→ **What is asked**
Each entry below should be written out exactly as it is, with no pictures.

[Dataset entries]
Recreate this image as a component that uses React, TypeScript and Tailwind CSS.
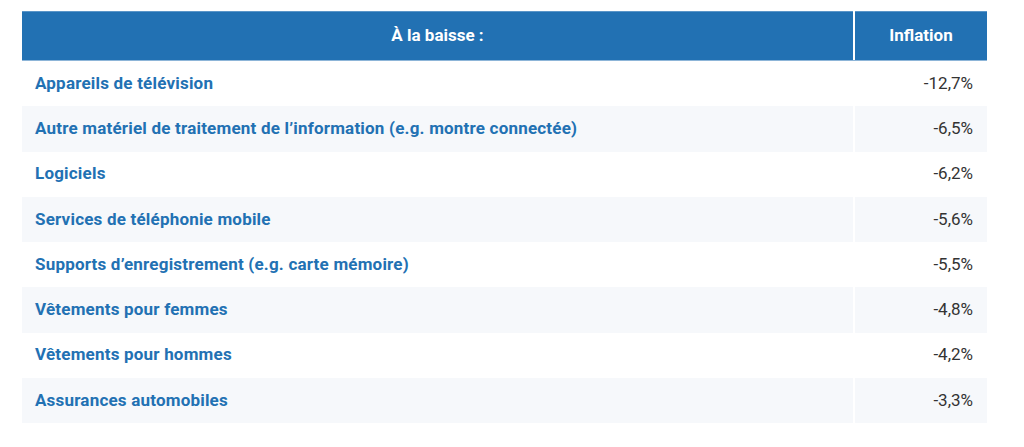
const rows: [string, string][] = [
  ["Appareils de télévision", "-12,7%"],
  ["Autre matériel de traitement de l’information (e.g. montre connectée)", "-6,5%"],
  ["Logiciels", "-6,2%"],
  ["Services de téléphonie mobile", "-5,6%"],
  ["Supports d’enregistrement (e.g. carte mémoire)", "-5,5%"],
  ["Vêtements pour femmes", "-4,8%"],
  ["Vêtements pour hommes", "-4,2%"],
  ["Assurances automobiles", "-3,3%"],
];

export default function App() {
  return (
    <div className="min-h-screen bg-white pl-[22px] pt-[11px] font-['Roboto',sans-serif]">
      <div className="w-[965px]">
        {/* Header */}
        <div className="grid grid-cols-[831px_132px] gap-x-[2px] border-b border-[#8db5d8]">
          <div className="flex h-[49px] items-center justify-center border-t border-[#5a95c8] bg-[#2271b3] text-[17px] font-bold text-white">
            À la baisse :
          </div>
          <div className="flex h-[49px] items-center justify-center border-t border-[#5a95c8] bg-[#2271b3] text-[17px] font-bold text-white">
            Inflation
          </div>
        </div>

        {/* Rows */}
        {rows.map(([label, value], i) => (
          <div
            key={label}
            className="grid grid-cols-[831px_132px] gap-x-[2px]"
          >
            <div
              className={
                i % 2 === 1
                  ? "flex h-[45.25px] items-center bg-[#f6f8fb] px-[13px] text-[17px] font-bold tracking-[0.2px] text-[#2271b3]"
                  : "flex h-[45.25px] items-center bg-white px-[13px] text-[17px] font-bold tracking-[0.2px] text-[#2271b3]"
              }
            >
              {label}
            </div>
            <div
              className={
                i % 2 === 1
                  ? "flex h-[45.25px] items-center justify-end bg-[#f6f8fb] px-[14px] text-[17px] text-[#333]"
                  : "flex h-[45.25px] items-center justify-end bg-white px-[14px] text-[17px] text-[#333]"
              }
            >
              {value}
            </div>
          </div>
        ))}
      </div>
    </div>
  );
}
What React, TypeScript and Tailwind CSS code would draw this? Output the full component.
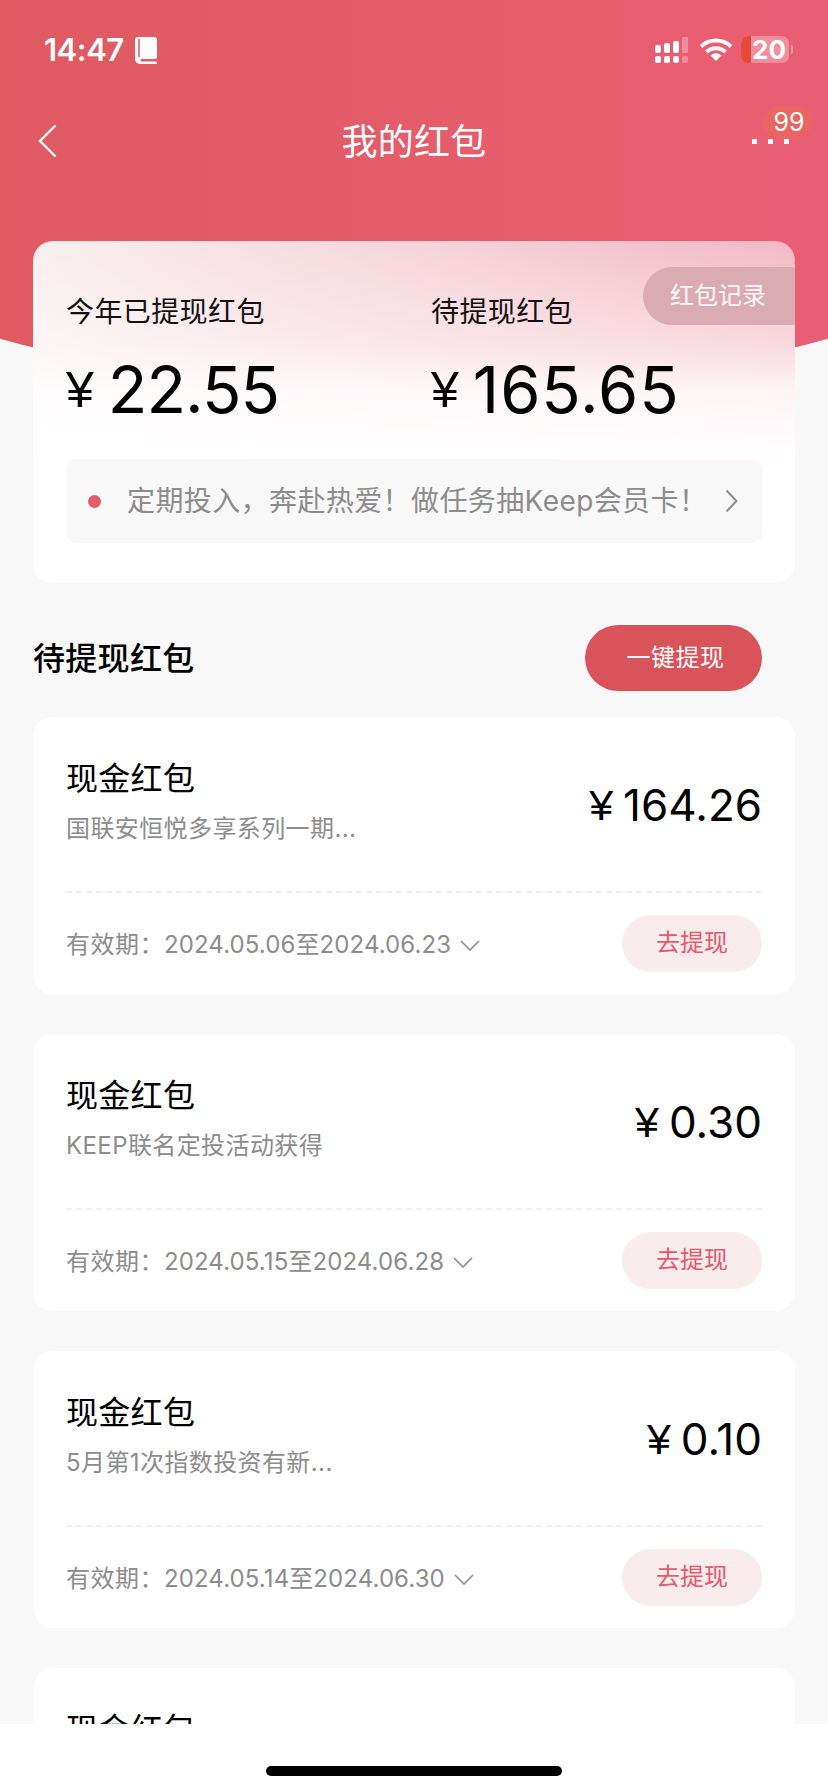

→ **Full output**
Recreate this image as a component that uses React, TypeScript and Tailwind CSS.
const rows: [string, string][] = [
  ["Appareils de télévision", "-12,7%"],
  ["Autre matériel de traitement de l’information (e.g. montre connectée)", "-6,5%"],
  ["Logiciels", "-6,2%"],
  ["Services de téléphonie mobile", "-5,6%"],
  ["Supports d’enregistrement (e.g. carte mémoire)", "-5,5%"],
  ["Vêtements pour femmes", "-4,8%"],
  ["Vêtements pour hommes", "-4,2%"],
  ["Assurances automobiles", "-3,3%"],
];

export default function App() {
  return (
    <div className="min-h-screen bg-white pl-[22px] pt-[11px] font-['Roboto',sans-serif]">
      <div className="w-[965px]">
        {/* Header */}
        <div className="grid grid-cols-[831px_132px] gap-x-[2px] border-b border-[#8db5d8]">
          <div className="flex h-[49px] items-center justify-center border-t border-[#5a95c8] bg-[#2271b3] text-[17px] font-bold text-white">
            À la baisse :
          </div>
          <div className="flex h-[49px] items-center justify-center border-t border-[#5a95c8] bg-[#2271b3] text-[17px] font-bold text-white">
            Inflation
          </div>
        </div>

        {/* Rows */}
        {rows.map(([label, value], i) => (
          <div
            key={label}
            className="grid grid-cols-[831px_132px] gap-x-[2px]"
          >
            <div
              className={
                i % 2 === 1
                  ? "flex h-[45.25px] items-center bg-[#f6f8fb] px-[13px] text-[17px] font-bold tracking-[0.2px] text-[#2271b3]"
                  : "flex h-[45.25px] items-center bg-white px-[13px] text-[17px] font-bold tracking-[0.2px] text-[#2271b3]"
              }
            >
              {label}
            </div>
            <div
              className={
                i % 2 === 1
                  ? "flex h-[45.25px] items-center justify-end bg-[#f6f8fb] px-[14px] text-[17px] text-[#333]"
                  : "flex h-[45.25px] items-center justify-end bg-white px-[14px] text-[17px] text-[#333]"
              }
            >
              {value}
            </div>
          </div>
        ))}
      </div>
    </div>
  );
}
What React, TypeScript and Tailwind CSS code would draw this? Output the full component.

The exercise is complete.